* _Exercise details_
Only one span of the listing below is wanted: the lines from the one with "Clone this screenshot" through the one with "const [editing, setEditing]", reproduced exactly, both ends kept.

* _Excerpted data_
= = =

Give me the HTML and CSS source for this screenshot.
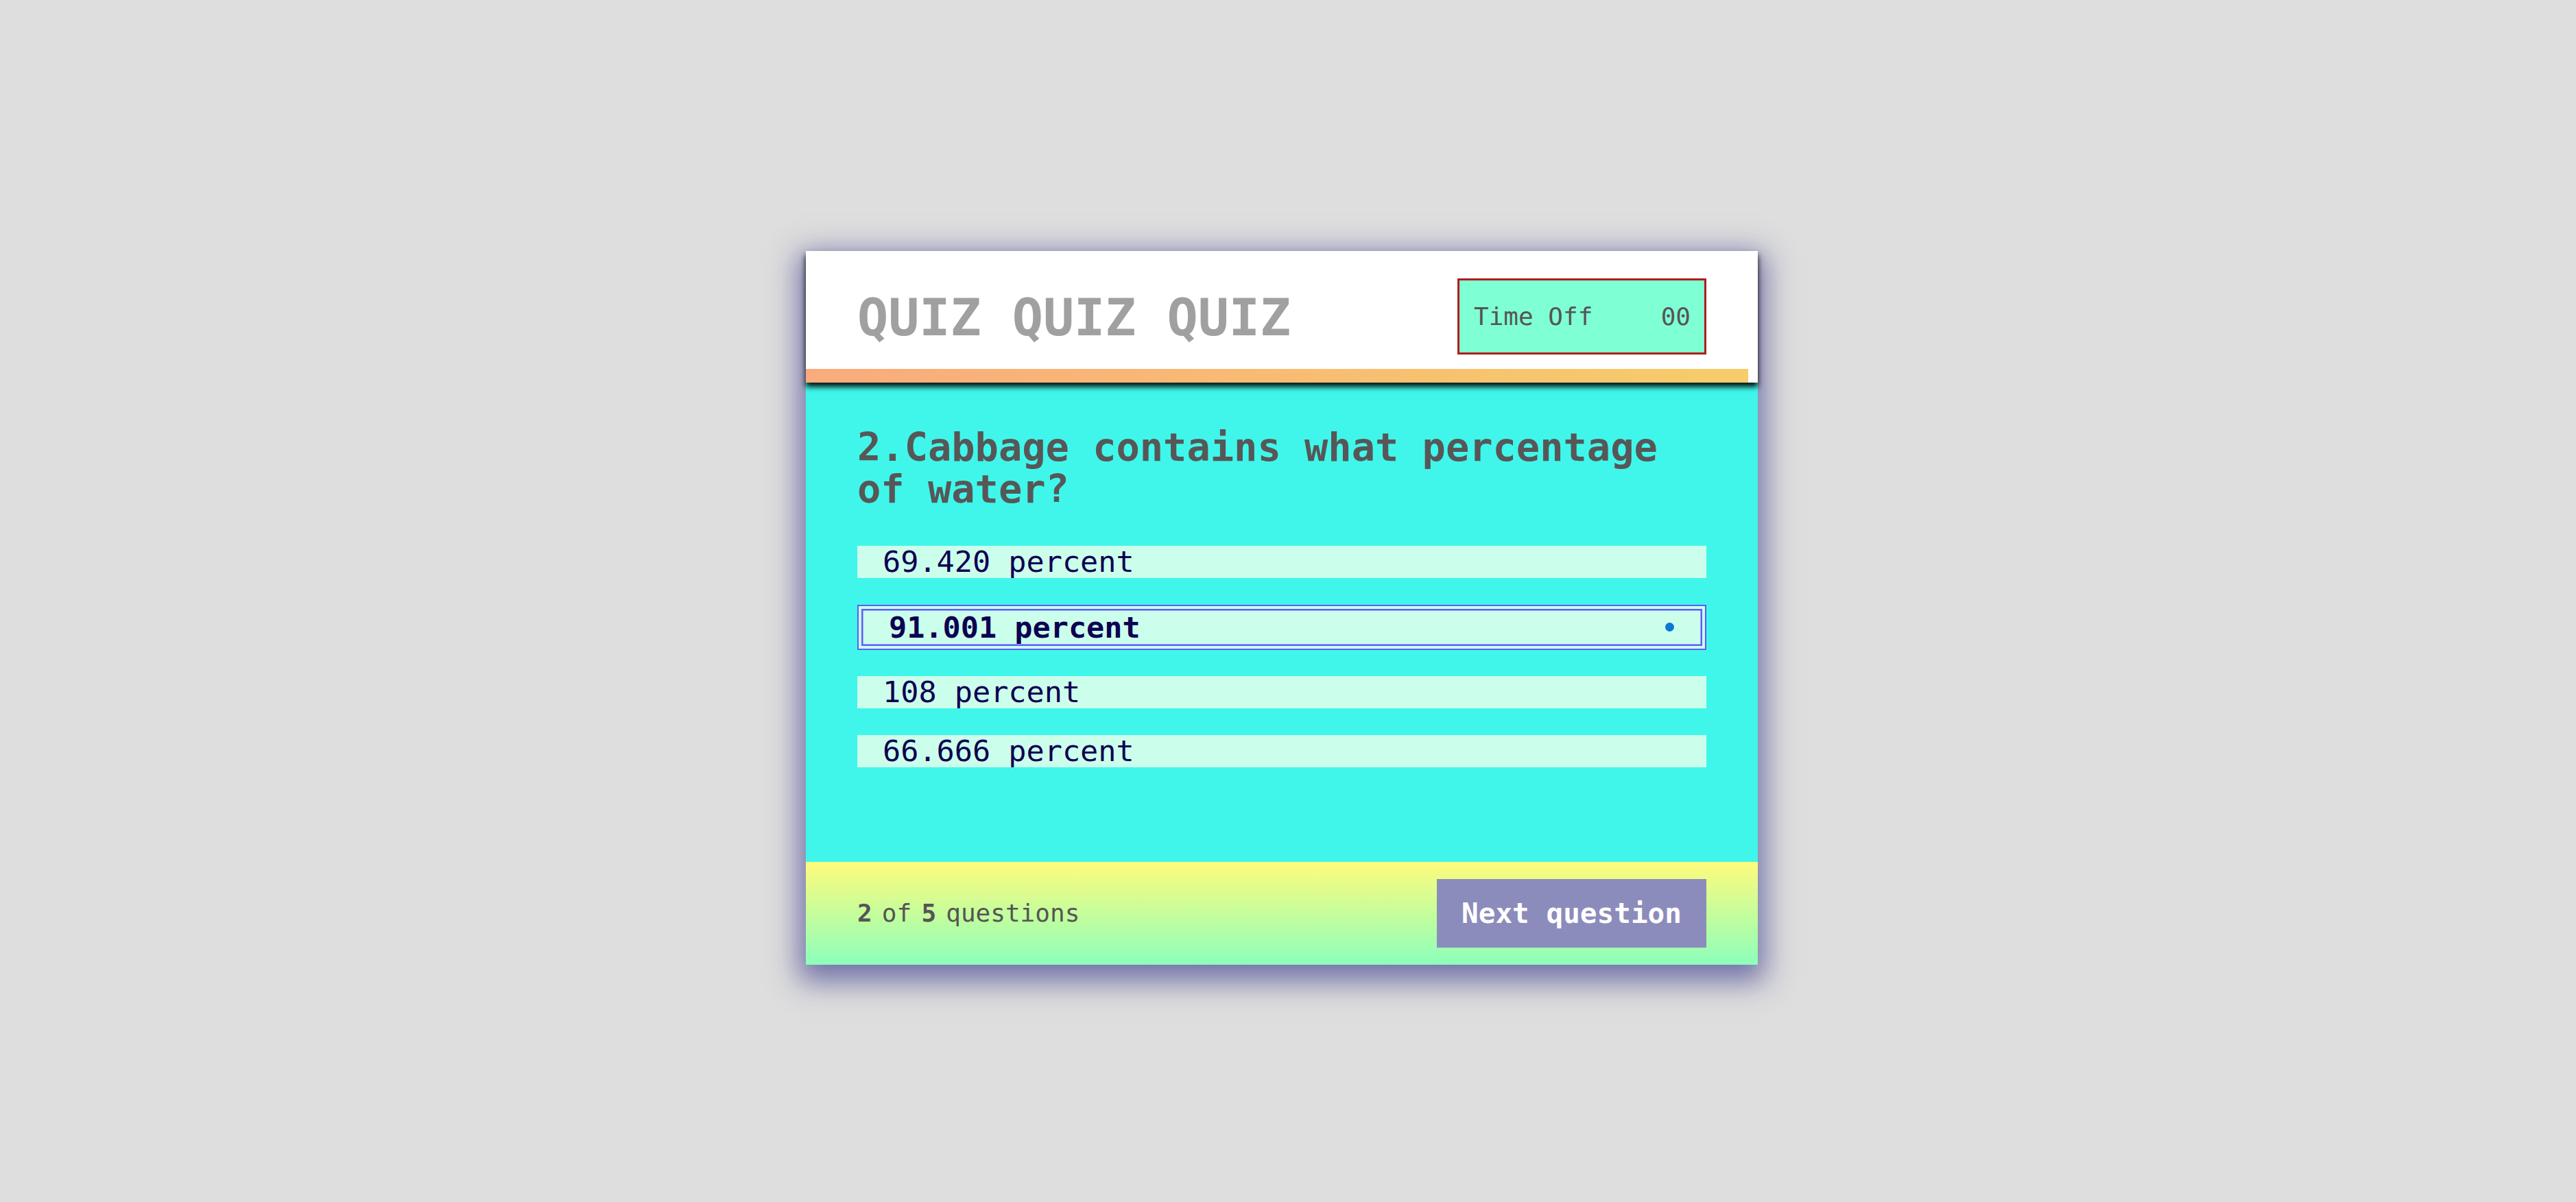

= = =

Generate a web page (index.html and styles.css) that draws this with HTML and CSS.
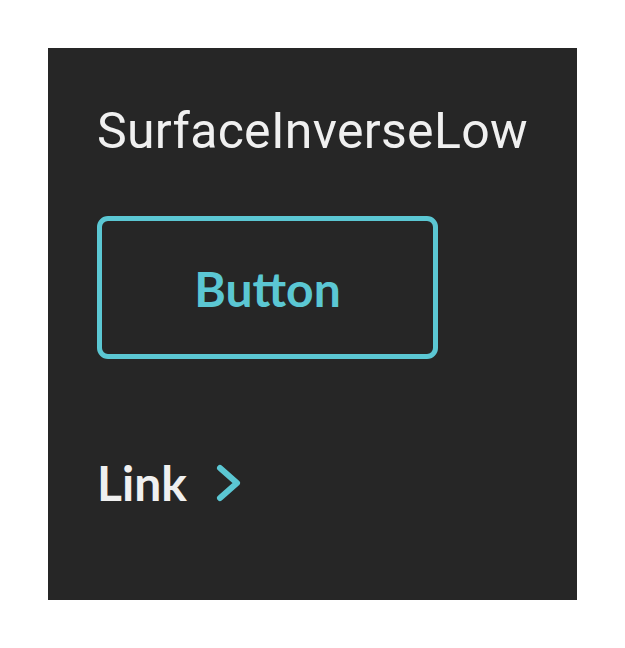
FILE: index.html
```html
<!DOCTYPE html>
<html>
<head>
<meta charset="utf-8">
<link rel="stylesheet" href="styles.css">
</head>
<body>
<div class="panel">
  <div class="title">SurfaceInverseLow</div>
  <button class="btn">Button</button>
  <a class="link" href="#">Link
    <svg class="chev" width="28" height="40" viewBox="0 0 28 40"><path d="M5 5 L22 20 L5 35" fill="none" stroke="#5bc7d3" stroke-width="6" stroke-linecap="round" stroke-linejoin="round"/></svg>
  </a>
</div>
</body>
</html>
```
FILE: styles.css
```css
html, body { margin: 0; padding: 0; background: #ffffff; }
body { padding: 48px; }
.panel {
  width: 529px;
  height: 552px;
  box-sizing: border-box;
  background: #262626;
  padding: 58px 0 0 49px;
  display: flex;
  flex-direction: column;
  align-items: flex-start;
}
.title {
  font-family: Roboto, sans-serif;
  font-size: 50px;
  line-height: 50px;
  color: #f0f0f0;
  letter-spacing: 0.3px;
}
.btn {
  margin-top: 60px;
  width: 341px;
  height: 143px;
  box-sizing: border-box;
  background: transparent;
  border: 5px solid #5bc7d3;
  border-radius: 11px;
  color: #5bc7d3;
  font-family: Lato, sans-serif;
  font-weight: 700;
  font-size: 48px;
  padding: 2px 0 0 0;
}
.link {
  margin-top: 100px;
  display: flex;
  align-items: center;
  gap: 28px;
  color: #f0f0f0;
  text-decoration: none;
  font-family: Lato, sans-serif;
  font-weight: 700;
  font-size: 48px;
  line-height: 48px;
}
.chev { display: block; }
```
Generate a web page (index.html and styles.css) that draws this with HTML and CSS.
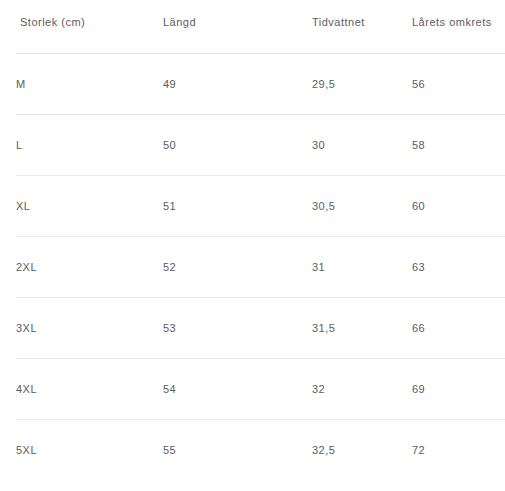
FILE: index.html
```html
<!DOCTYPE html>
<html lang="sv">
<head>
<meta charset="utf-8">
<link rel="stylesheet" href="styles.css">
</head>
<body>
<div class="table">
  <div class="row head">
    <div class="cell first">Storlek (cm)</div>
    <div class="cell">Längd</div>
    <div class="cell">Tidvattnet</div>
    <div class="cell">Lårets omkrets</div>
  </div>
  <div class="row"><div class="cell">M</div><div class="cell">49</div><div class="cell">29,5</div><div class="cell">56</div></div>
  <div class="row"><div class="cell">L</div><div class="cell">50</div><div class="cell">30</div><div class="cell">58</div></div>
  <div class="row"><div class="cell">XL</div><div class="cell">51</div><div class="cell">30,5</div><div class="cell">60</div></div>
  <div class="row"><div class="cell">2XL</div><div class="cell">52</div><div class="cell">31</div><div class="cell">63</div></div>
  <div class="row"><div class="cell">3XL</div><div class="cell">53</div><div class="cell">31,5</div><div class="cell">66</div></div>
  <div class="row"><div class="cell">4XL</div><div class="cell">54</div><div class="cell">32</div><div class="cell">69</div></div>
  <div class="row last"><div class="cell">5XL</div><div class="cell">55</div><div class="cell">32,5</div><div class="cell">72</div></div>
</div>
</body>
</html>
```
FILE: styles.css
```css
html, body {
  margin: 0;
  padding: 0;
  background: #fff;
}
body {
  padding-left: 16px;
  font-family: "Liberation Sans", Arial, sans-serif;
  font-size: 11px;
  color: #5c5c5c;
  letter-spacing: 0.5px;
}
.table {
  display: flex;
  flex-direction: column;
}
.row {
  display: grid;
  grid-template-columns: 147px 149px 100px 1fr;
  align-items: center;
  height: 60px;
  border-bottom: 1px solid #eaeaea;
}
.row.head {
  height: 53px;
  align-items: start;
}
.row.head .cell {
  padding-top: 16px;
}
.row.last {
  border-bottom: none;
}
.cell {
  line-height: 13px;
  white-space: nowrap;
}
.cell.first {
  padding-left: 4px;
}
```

= = =

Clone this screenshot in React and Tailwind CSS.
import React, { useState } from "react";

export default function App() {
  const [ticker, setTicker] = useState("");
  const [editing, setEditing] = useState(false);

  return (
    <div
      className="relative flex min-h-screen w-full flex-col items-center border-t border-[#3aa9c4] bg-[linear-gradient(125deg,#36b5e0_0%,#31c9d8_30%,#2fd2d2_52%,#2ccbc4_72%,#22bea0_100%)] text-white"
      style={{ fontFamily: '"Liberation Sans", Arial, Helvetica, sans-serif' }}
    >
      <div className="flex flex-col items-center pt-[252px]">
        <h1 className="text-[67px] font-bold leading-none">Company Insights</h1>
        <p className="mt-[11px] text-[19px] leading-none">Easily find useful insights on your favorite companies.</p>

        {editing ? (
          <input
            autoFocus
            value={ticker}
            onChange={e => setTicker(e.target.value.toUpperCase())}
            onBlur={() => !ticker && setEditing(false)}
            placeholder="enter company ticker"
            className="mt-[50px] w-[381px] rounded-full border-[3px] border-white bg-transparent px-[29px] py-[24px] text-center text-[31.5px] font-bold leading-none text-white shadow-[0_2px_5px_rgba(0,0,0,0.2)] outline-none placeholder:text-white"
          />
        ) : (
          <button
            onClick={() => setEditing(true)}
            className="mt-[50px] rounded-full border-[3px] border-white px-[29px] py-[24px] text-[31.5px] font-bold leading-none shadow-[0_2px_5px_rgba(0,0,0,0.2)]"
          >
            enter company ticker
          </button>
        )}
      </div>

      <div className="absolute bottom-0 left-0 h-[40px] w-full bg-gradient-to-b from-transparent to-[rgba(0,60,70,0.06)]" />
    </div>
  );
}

= = =

* _Reply_
Clone this screenshot in React and Tailwind CSS.
import React, { useState } from "react";

export default function App() {
  const [ticker, setTicker] = useState("");
  const [editing, setEditing] = useState(false);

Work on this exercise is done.